Frequently asked questions

For value EDC folders, 8Cr13MoV is often the safest starting point because it balances cost, corrosion resistance, and recognizable grade marking. For a higher retail price, D2 can improve edge retention claims, but it needs coating, stonewash, or clear care instructions because it is semi-stainless. If corrosion complaints are a major risk, consider 14C28N or 9Cr18MoV instead.

D2 is better than many low-cost stainless steels for edge retention, but not for corrosion resistance. It is a high-carbon, high-chromium tool steel with strong wear resistance and only fair rust resistance. For tactical folders or coated fixed blades, D2 can be commercially strong. For kitchen knives, coastal markets, or low-maintenance users, stainless grades such as 9Cr18MoV, 440C, or 14C28N may be safer.

3Cr13 and 5Cr15MoV are common low-cost choices for large kitchen sets, gift packs, and promotional programs. 5Cr15MoV usually offers better practical value because it improves hardness and edge stability while keeping corrosion resistance and sharpening ease acceptable. For upgraded retail positioning, 7Cr17MoV or 9Cr18MoV can support better performance claims without moving into premium steel pricing.

The correct HRC range depends on steel and use. 5Cr15MoV kitchen knives often run 54-57 HRC, 8Cr13MoV folders commonly run 56-59 HRC, D2 folders often target 59-61 HRC, and VG-10 kitchen knives may run 59-61 HRC. Avoid specifying maximum hardness without considering blade geometry, toughness, and chipping risk. Require batch hardness testing in the QC plan.
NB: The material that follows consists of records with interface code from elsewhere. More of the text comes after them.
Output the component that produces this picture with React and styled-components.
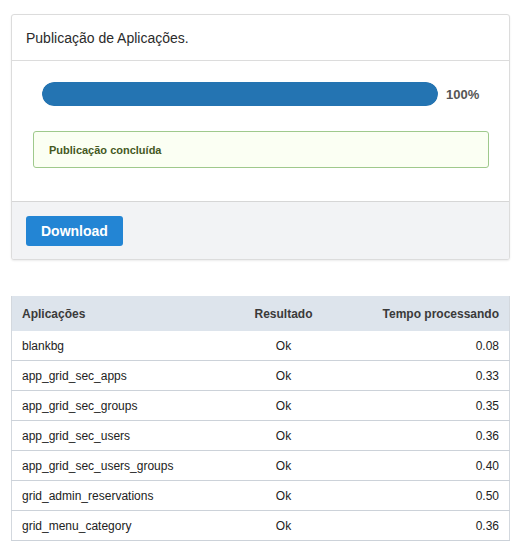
import React from "react";
import styled, { createGlobalStyle } from "styled-components";

const Global = createGlobalStyle`
  html, body { margin: 0; padding: 0; background: #fff; }
  body { font-family: "Liberation Sans", Arial, sans-serif; color: #333; }
`;

const Page = styled.div`
  padding: 14px 7px 0 11px;
  display: flex;
  flex-direction: column;
  gap: 36px;
`;

const Card = styled.div`
  border: 1px solid #dcdcdc;
  border-radius: 3px;
  box-shadow: 0 1px 2px rgba(0, 0, 0, 0.08);
  background: #fff;
  overflow: hidden;
`;

const CardHeader = styled.div`
  height: 45px;
  display: flex;
  align-items: center;
  padding: 0 14px;
  font-size: 14px;
  color: #2b2b2b;
  border-bottom: 1px solid #dcdcdc;
`;

const CardBody = styled.div`
  padding: 21px 20px 33px 21px;
  display: flex;
  flex-direction: column;
  gap: 25px;
`;

const ProgressRow = styled.div`
  display: flex;
  align-items: center;
  gap: 8px;
  margin: 0 8px 0 9px;
`;

const Track = styled.div`
  flex: 1;
  height: 24px;
  border-radius: 12px;
  background: #e8e8e8;
  overflow: hidden;
`;

const Fill = styled.div`
  height: 100%;
  background: #2474b2;
  border-radius: 12px;
`;

const Percent = styled.span`
  font-size: 13px;
  font-weight: bold;
  color: #555;
  width: 35px;
`;

const Alert = styled.div`
  height: 35px;
  display: flex;
  align-items: center;
  padding: 0 15px;
  background: #fbfff3;
  border: 1px solid #9fc98c;
  border-radius: 3px;
  font-size: 11px;
  font-weight: bold;
  color: #45591f;
`;

const CardFooter = styled.div`
  background: #f2f3f5;
  border-top: 1px solid #d6d6d6;
  padding: 14px 14px 13px;
  display: flex;
`;

const Button = styled.button`
  height: 30px;
  padding: 0 15px;
  border: none;
  border-radius: 3px;
  background: #2385d4;
  color: #fff;
  font-family: "Liberation Sans", Arial, sans-serif;
  font-size: 14px;
  font-weight: bold;
  cursor: pointer;
`;

const Table = styled.table`
  width: 100%;
  border-collapse: collapse;
  table-layout: fixed;
  font-size: 12px;
  border-left: 1px solid #d3d8de;
  border-right: 1px solid #d3d8de;
`;

const Th = styled.th`
  background: #dde4ec;
  height: 35px;
  padding: 0 10px;
  font-weight: bold;
  color: #3a3a3a;
  text-align: ${(p) => p.$align || "left"};
`;

const Td = styled.td`
  height: 29px;
  padding: 0 10px;
  color: #222;
  border-bottom: 1px solid #ccd2d9;
  text-align: ${(p) => p.$align || "left"};
`;

const rows = [
  ["blankbg", "Ok", "0.08"],
  ["app_grid_sec_apps", "Ok", "0.33"],
  ["app_grid_sec_groups", "Ok", "0.35"],
  ["app_grid_sec_users", "Ok", "0.36"],
  ["app_grid_sec_users_groups", "Ok", "0.40"],
  ["grid_admin_reservations", "Ok", "0.50"],
  ["grid_menu_category", "Ok", "0.36"],
];

export default function App() {
  return (
    <>
      <Global />
      <Page>
        <Card>
          <CardHeader>Publicação de Aplicações.</CardHeader>
          <CardBody>
            <ProgressRow>
              <Track>
                <Fill style={{ width: "100%" }} />
              </Track>
              <Percent>100%</Percent>
            </ProgressRow>
            <Alert>Publicação concluída</Alert>
          </CardBody>
          <CardFooter>
            <Button>Download</Button>
          </CardFooter>
        </Card>
        <Table>
          <colgroup>
            <col style={{ width: "222px" }} />
            <col style={{ width: "100px" }} />
            <col />
          </colgroup>
          <thead>
            <tr>
              <Th>Aplicações</Th>
              <Th $align="center">Resultado</Th>
              <Th $align="right">Tempo processando</Th>
            </tr>
          </thead>
          <tbody>
            {rows.map((r) => (
              <tr key={r[0]}>
                <Td>{r[0]}</Td>
                <Td $align="center">{r[1]}</Td>
                <Td $align="right">{r[2]}</Td>
              </tr>
            ))}
          </tbody>
        </Table>
      </Page>
    </>
  );
}
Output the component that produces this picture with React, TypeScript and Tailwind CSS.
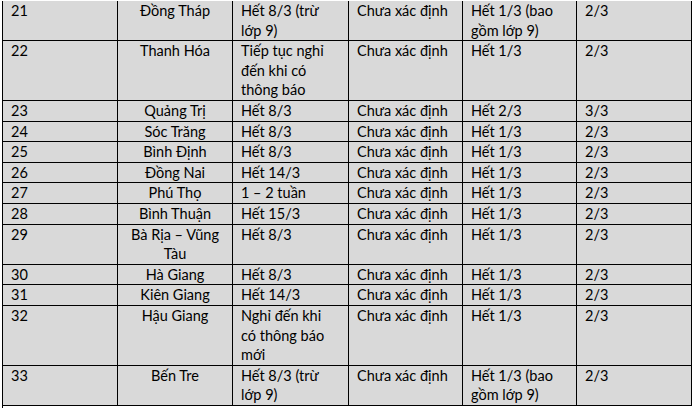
import React from 'react'

type Row = [string, string, string, string, string, string]

// line breaks follow the original Word table
const rows: Row[] = [
  ['21', 'Đồng Tháp', 'Hết 8/3 (trừ\nlớp 9)', 'Chưa xác định', 'Hết 1/3 (bao\ngồm lớp 9)', '2/3'],
  ['22', 'Thanh Hóa', 'Tiếp tục nghỉ\nđến khi có\nthông báo', 'Chưa xác định', 'Hết 1/3', '2/3'],
  ['23', 'Quảng Trị', 'Hết 8/3', 'Chưa xác định', 'Hết 2/3', '3/3'],
  ['24', 'Sóc Trăng', 'Hết 8/3', 'Chưa xác định', 'Hết 1/3', '2/3'],
  ['25', 'Bình Định', 'Hết 8/3', 'Chưa xác định', 'Hết 1/3', '2/3'],
  ['26', 'Đồng Nai', 'Hết 14/3', 'Chưa xác định', 'Hết 1/3', '2/3'],
  ['27', 'Phú Thọ', '1 – 2 tuần', 'Chưa xác định', 'Hết 1/3', '2/3'],
  ['28', 'Bình Thuận', 'Hết 15/3', 'Chưa xác định', 'Hết 1/3', '2/3'],
  ['29', 'Bà Rịa – Vũng\nTàu', 'Hết 8/3', 'Chưa xác định', 'Hết 1/3', '2/3'],
  ['30', 'Hà Giang', 'Hết 8/3', 'Chưa xác định', 'Hết 1/3', '2/3'],
  ['31', 'Kiên Giang', 'Hết 14/3', 'Chưa xác định', 'Hết 1/3', '2/3'],
  ['32', 'Hậu Giang', 'Nghỉ đến khi\ncó thông báo\nmới', 'Chưa xác định', 'Hết 1/3', '2/3'],
  ['33', 'Bến Tre', 'Hết 8/3 (trừ\nlớp 9)', 'Chưa xác định', 'Hết 1/3 (bao\ngồm lớp 9)', '2/3'],
]

const App = () => {
  return (
    <div className="w-[694px] h-[408px] bg-white overflow-hidden font-['Lato','Noto_Sans',sans-serif] text-[14.5px] leading-[19.6px] text-black">
      <div className="ml-[2px] mt-px w-[690px] border-l border-black bg-[#d9d9d9] grid grid-cols-[115px_115px_116px_114px_114px_115px]">
        {rows.map((r) =>
          r.map((cell, i) => (
            <div
              key={r[0] + '-' + i}
              className={
                'border-r border-b border-black px-[8px] whitespace-pre-line ' +
                (i === 1 ? 'text-center' : '')
              }
            >
              {cell}
            </div>
          ))
        )}
      </div>
      <div className="ml-[2px] h-4 border-l border-black"></div>
    </div>
  )
}

export default App
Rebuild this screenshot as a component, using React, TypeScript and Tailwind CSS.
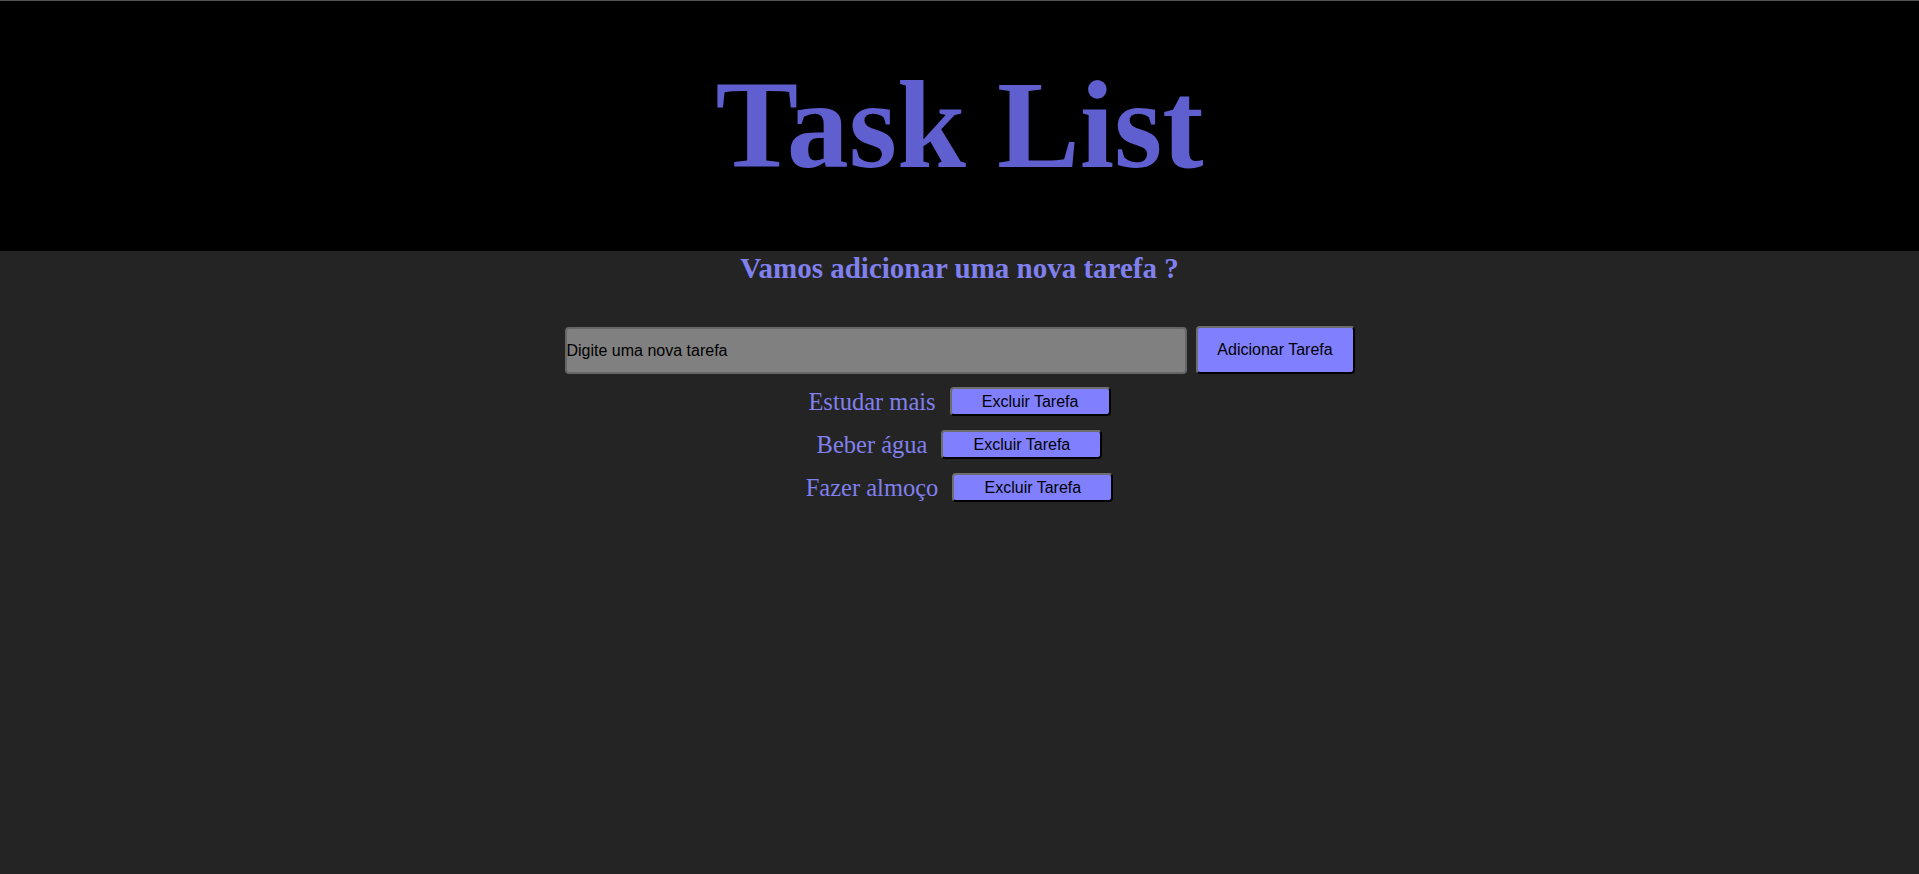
import React from "react";

const tasks = ["Estudar mais", "Beber água", "Fazer almoço"];

export default function App() {
  return (
    <div className="min-h-[874px] w-full bg-[#242424]">
      <header className="flex h-[251px] items-center justify-center border-t border-[#555555] bg-black">
        <h1
          className="m-0 text-[124px] font-bold leading-none text-[#5f5fd0]"
          style={{ fontFamily: '"Liberation Serif", "Times New Roman", serif' }}
        >
          Task List
        </h1>
      </header>
      <main className="flex flex-col items-center">
        <h2
          className="m-0 text-[29px] font-bold leading-[34px] text-[#8080ee]"
          style={{ fontFamily: '"Liberation Serif", "Times New Roman", serif' }}
        >
          Vamos adicionar uma nova tarefa ?
        </h2>
        <div
          className="mt-[41px] flex items-end gap-[9px]"
          style={{ fontFamily: '"Liberation Sans", Arial, sans-serif' }}
        >
          <input
            type="text"
            placeholder="Digite uma nova tarefa"
            className="h-[47px] w-[622px] rounded-[4px] border-2 border-solid border-[#666666] bg-[#808080] p-0 text-[16px] text-black outline-none placeholder:text-black"
          />
          <button className="h-[48px] w-[159px] rounded-[4px] border-2 border-solid border-t-[#6e6e6e] border-l-[#6e6e6e] border-b-black border-r-black bg-[#8080ff] text-[16px] text-black">
            Adicionar Tarefa
          </button>
        </div>
        <ul className="m-0 mt-[13px] flex list-none flex-col items-center gap-[14px] p-0">
          {tasks.map((t) => (
            <li key={t} className="flex h-[29px] items-center gap-[14px]">
              <span
                className="text-[24.5px] leading-[29px] text-[#8080ee]"
                style={{ fontFamily: '"Liberation Serif", "Times New Roman", serif' }}
              >
                {t}
              </span>
              <button
                className="h-[29px] w-[161px] rounded-[4px] border-2 border-solid border-t-[#6e6e6e] border-l-[#6e6e6e] border-b-black border-r-black bg-[#8080ff] text-[16px] leading-none text-black"
                style={{ fontFamily: '"Liberation Sans", Arial, sans-serif' }}
              >
                Excluir Tarefa
              </button>
            </li>
          ))}
        </ul>
      </main>
    </div>
  );
}
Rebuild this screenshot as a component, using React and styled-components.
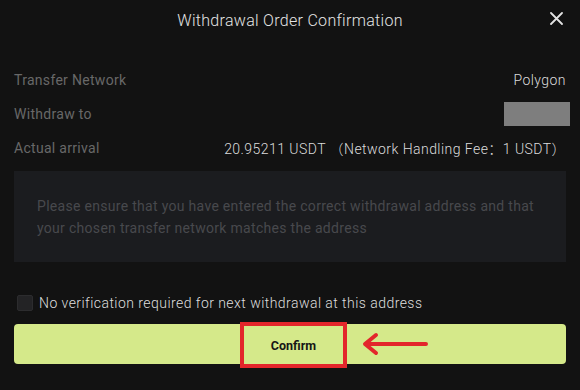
import React, { useState } from "react";
import styled, { createGlobalStyle } from "styled-components";

const GlobalStyle = createGlobalStyle`
  html, body {
    margin: 0;
    padding: 0;
    background: #121212;
  }
  body {
    font-family: "Roboto", "Noto Sans CJK SC", "Liberation Sans", sans-serif;
  }
`;

const rows = [
  { label: "Transfer Network", value: "Polygon" },
  { label: "Withdraw to", masked: true },
  {
    label: "Actual arrival",
    value: "20.95211 USDT （Network Handling Fee：1 USDT）",
  },
];

function App() {
  const [remember, setRemember] = useState(false);

  return (
    <>
      <GlobalStyle />
      <Dialog>
        <Header>
          <span />
          <Title>Withdrawal Order Confirmation</Title>
          <Close aria-label="close">
            <svg width="13" height="13" viewBox="0 0 13 13">
              <path
                d="M1 1 L12 12 M12 1 L1 12"
                stroke="#e2e2e2"
                strokeWidth="1.8"
                strokeLinecap="round"
              />
            </svg>
          </Close>
        </Header>

        <Rows>
          {rows.map((item) => (
            <Row key={item.label}>
              <Label>{item.label}</Label>
              {item.masked ? <Masked /> : <Value>{item.value}</Value>}
            </Row>
          ))}
        </Rows>

        <Notice>
          Please ensure that you have entered the correct withdrawal address and
          that your chosen transfer network matches the address
        </Notice>

        <CheckRow onClick={() => setRemember(!remember)}>
          <Box checked={remember} />
          <CheckText>
            No verification required for next withdrawal at this address
          </CheckText>
        </CheckRow>

        <ButtonWrap>
          <ConfirmButton>Confirm</ConfirmButton>
          <Highlight />
          <Arrow width="70" height="24" viewBox="0 0 70 24">
            <path
              d="M66 12 L6 12 M16 3 L5 12 L16 21"
              stroke="#e3262b"
              strokeWidth="4"
              fill="none"
              strokeLinecap="round"
              strokeLinejoin="round"
            />
          </Arrow>
        </ButtonWrap>
      </Dialog>
    </>
  );
}

export default App;

const Dialog = styled.div`
  width: 580px;
  height: 390px;
  box-sizing: border-box;
  padding: 0 14px;
  background: #121212;
`;

const Header = styled.div`
  display: grid;
  grid-template-columns: 1fr auto 1fr;
  align-items: center;
  height: 40px;
`;

const Title = styled.div`
  color: #e4e4e4;
  font-size: 16px;
  font-weight: 300;
  letter-spacing: 0.3px;
`;

const Close = styled.div`
  justify-self: end;
  display: flex;
  margin-right: 3px;
  margin-top: -3px;
`;

const Rows = styled.div`
  margin-top: 23px;
  display: flex;
  flex-direction: column;
`;

const Row = styled.div`
  display: flex;
  justify-content: space-between;
  align-items: center;
  height: 34px;
`;

const Label = styled.span`
  color: #686868;
  font-size: 14px;
  letter-spacing: 0.3px;
`;

const Value = styled.span`
  color: #dcdcdc;
  font-size: 14px;
  font-weight: 300;
  letter-spacing: 0.45px;
`;

const Masked = styled.div`
  width: 66px;
  height: 24px;
  margin-right: -4px;
  background: #7e7e7e;
`;

const Notice = styled.div`
  margin-top: 6px;
  height: 91px;
  box-sizing: border-box;
  padding: 24px 22px 0 23px;
  background: #1b1c1f;
  color: #48494d;
  font-size: 14px;
  line-height: 22px;
  letter-spacing: 0.3px;
`;

const CheckRow = styled.label`
  display: flex;
  align-items: center;
  gap: 6px;
  margin-top: 33px;
  height: 16px;
  padding-left: 3px;
  cursor: pointer;
`;

const Box = styled.span`
  width: 16px;
  height: 16px;
  box-sizing: border-box;
  border-radius: 2px;
  border: 1px solid #2c2c2e;
  background: ${(props) => (props.checked ? "#d5e98a" : "#232325")};
`;

const CheckText = styled.span`
  color: #dedede;
  font-size: 14px;
  font-weight: 300;
  letter-spacing: 0.45px;
`;

const ButtonWrap = styled.div`
  position: relative;
  margin-top: 13px;
`;

const ConfirmButton = styled.button`
  display: block;
  width: 100%;
  height: 40px;
  border: none;
  border-radius: 4px;
  background: #d5e98a;
  color: #161616;
  font-family: "Roboto", "Liberation Sans", sans-serif;
  font-size: 12.5px;
  font-weight: 700;
  padding: 3px 0 0 7px;
`;

const Highlight = styled.div`
  position: absolute;
  left: 226px;
  top: -2px;
  width: 107px;
  height: 46px;
  box-sizing: border-box;
  border: 4px solid #e3262b;
  pointer-events: none;
`;

const Arrow = styled.svg`
  position: absolute;
  left: 346px;
  top: 8px;
  pointer-events: none;
`;
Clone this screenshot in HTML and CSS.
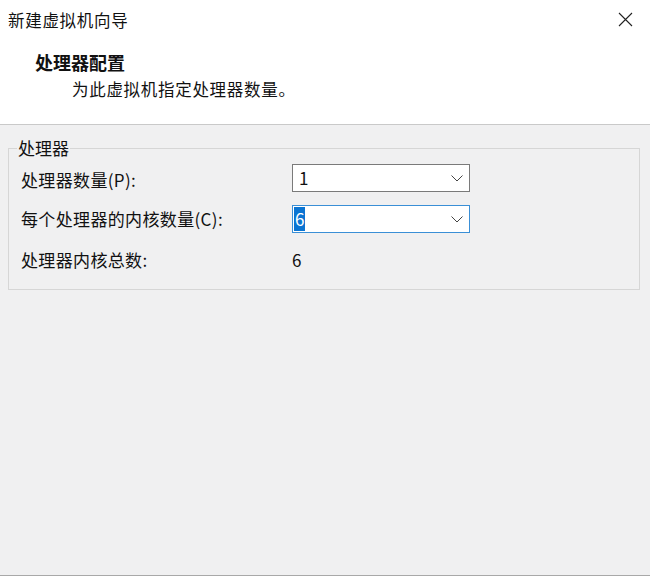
FILE: index.html
```html
<!DOCTYPE html>
<html lang="zh-CN">
<head>
<meta charset="utf-8">
<title>新建虚拟机向导</title>
<link rel="stylesheet" href="styles.css">
</head>
<body>
<div class="window">
  <div class="top">
    <div class="titlebar">
      <span class="title">新建虚拟机向导</span>
      <span class="close" aria-label="关闭">
        <svg width="15" height="15" viewBox="0 0 15 15"><path d="M1 1 L14 14 M14 1 L1 14" stroke="#222" stroke-width="1.1" fill="none"/></svg>
      </span>
    </div>
    <div class="header">
      <div class="heading">处理器配置</div>
      <div class="subtitle">为此虚拟机指定处理器数量。</div>
    </div>
  </div>
  <div class="content">
    <fieldset class="group">
      <legend class="legend">处理器</legend>
      <div class="grid">
        <div class="label">处理器数量(P):</div>
        <div class="combo">
          <span class="value">1</span>
          <svg class="chev" width="12" height="7" viewBox="0 0 12 7"><path d="M0.5 0.5 L6 6 L11.5 0.5" stroke="#444" stroke-width="1" fill="none"/></svg>
        </div>
        <div class="label row2">每个处理器的内核数量(C):</div>
        <div class="combo focused row2">
          <span class="value"><span class="sel">6</span></span>
          <svg class="chev" width="12" height="7" viewBox="0 0 12 7"><path d="M0.5 0.5 L6 6 L11.5 0.5" stroke="#444" stroke-width="1" fill="none"/></svg>
        </div>
        <div class="label row3">处理器内核总数:</div>
        <div class="total row3">6</div>
      </div>
    </fieldset>
  </div>
</div>
</body>
</html>
```
FILE: styles.css
```css
html, body {
  margin: 0;
  padding: 0;
}
body {
  width: 650px;
  height: 576px;
  background: #f0f0f1;
  font-family: "Noto Sans CJK SC", "Noto Sans", sans-serif;
  color: #111;
  overflow: hidden;
}
.window {
  height: 576px;
  box-sizing: border-box;
  border-bottom: 1px solid #a8a8a8;
  display: flex;
  flex-direction: column;
}
.top {
  background: #fff;
  height: 124px;
  border-bottom: 1px solid #c9c9c9;
  box-sizing: content-box;
}
.titlebar {
  height: 40px;
  display: flex;
  align-items: center;
  justify-content: space-between;
  padding: 0 17px 0 8px;
}
.title {
  font-size: 16.5px;
  line-height: 20px;
  letter-spacing: 0.7px;
}
.close {
  display: flex;
  width: 15px;
  height: 15px;
  margin-top: -2px;
}
.header {
  padding-left: 35px;
}
.heading {
  font-size: 18px;
  font-weight: bold;
  line-height: 22px;
  margin-top: 11px;
}
.subtitle {
  font-size: 16.5px;
  line-height: 20px;
  letter-spacing: 0.7px;
  padding-left: 37px;
  margin-top: 6px;
}
.content {
  flex: 1;
}
.group {
  margin: 14px 10px 0 8px;
  padding: 7px 12px 23px 12px;
  border: 1px solid #d6d6d6;
}
.legend {
  font-size: 17px;
  line-height: 18px;
  padding: 0 1px;
  margin-left: -4px;
}
.grid {
  display: grid;
  grid-template-columns: 271px 178px;
  grid-template-rows: 28px 28px 20px;
  row-gap: 13px;
  align-items: center;
}
.grid .row3 {
  margin-top: 8px;
}
.label {
  font-size: 17px;
  line-height: 20px;
  letter-spacing: 0.35px;
  margin-top: 3px;
}
.label.row2 {
  margin-top: 0;
}
.combo {
  height: 28px;
  box-sizing: border-box;
  border: 1px solid #7a7a7a;
  background: #fff;
  display: flex;
  align-items: center;
  justify-content: space-between;
  padding: 0 6px 0 6px;
}
.combo.focused {
  border-color: #3a8fd6;
  padding-left: 1px;
}
.value {
  font-size: 17px;
  line-height: 20px;
  display: flex;
}
.sel {
  background: #0a74d2;
  color: #fff;
  padding: 1px 1px;
  line-height: 22px;
}
.chev {
  display: block;
  margin-top: 1px;
}
.total {
  font-size: 17px;
  line-height: 20px;
}
```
Ask for mill certificates, heat-treatment records, and production sample reports before approval. For higher-value programs, use third-party chemical composition testing by XRF or laboratory analysis and verify hardness on multiple blades from the same batch. Tie approval samples to production tooling and production heat treatment. Include steel grade and HRC range in the purchase order, not only in email discussion.